On 01/04/13 17:41, Ian Lance Taylor wrote:
On Mon, Apr 1, 2013 at 8:55 AM, Alec Teal <a.t...@warwick.ac.uk> wrote:
I'm still planning to rewrite the c++ parser in GCC, right now I am still
researching, I remember a page that talked about the problems of parsing > in
nested templates, and I cannot find the link!
Searching for it has yielded people asking questions about errors where >>
occurs.
Please provide me with the link.
I'm not sure this kind of message really belongs on the
gcc@gcc.gnu.org mailing list, which is for issues related to the
development of GCC. I understand that you are looking at rewriting
the C++ parser (why?) but this is just a basic C++ question, not a GCC
issue.
An exercise mainly, the goal would be to better facilitate error report
generation, by creating (perhaps with a flag) some sort of AST that may
be dumped or exported. Exporting headers in this form (and importing
later) done with a flag of course. Bringing the parser and symbol table
closer together.
Some things can just be better parsed going from right to left, ; end a
statement and { } form lovely blocks, reading from right to left
shouldn't be too bad at all, nor would perhaps threading complication
(this is just a thought, I know compiling is a task that lends itself to
being done in parallel rather nicely), with this format too you could
perhaps (again with flags) store 'notes' about a function with the hash
of the tokens that make it up, save recompiling an entire file. This
data wouldn't go inside the object file, and these are just some thoughts.
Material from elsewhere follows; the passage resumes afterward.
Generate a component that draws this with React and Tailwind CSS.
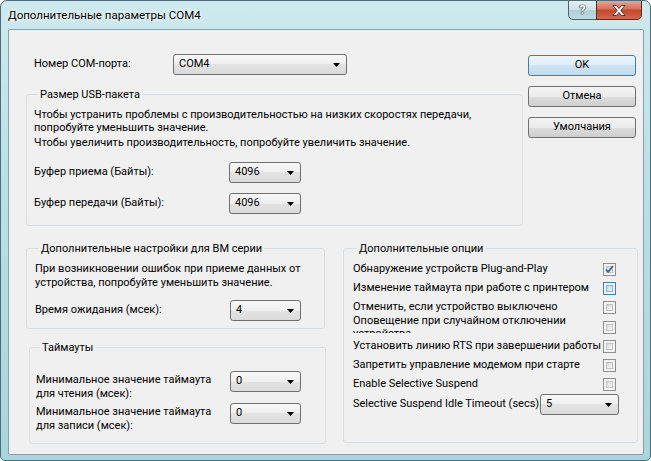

Having such a note file could be useful if any compiler instance can
write to it (if the thing it is notes of is being used) to build a
program-wide callgraph while compiling, I suspect LTO does this already
within the object file though.
If IDEs could make use of this file it'd be even better. I understand
I've gotten quite far from "why the parser" now.
I don't have a link, but it seems to me that the issue is obvious.
The C++ lexer recognizes >> as a single token. So when you write
std::vector<std::vector<int>>
the final >> is parsed as a single token, rather than the two separate
tokens that the parser expects.
Yes that is (was) the problem, I remember reading a document online, I
cannot recall where that looked at three ways of solving it and
evaluated them, I know of the problem but I want that guy's evaluation!
the article spoke about GCC, I'm sure it was under the gnu domain....
gah! I wish I could recall!
Note that this issue is fixed in C++11.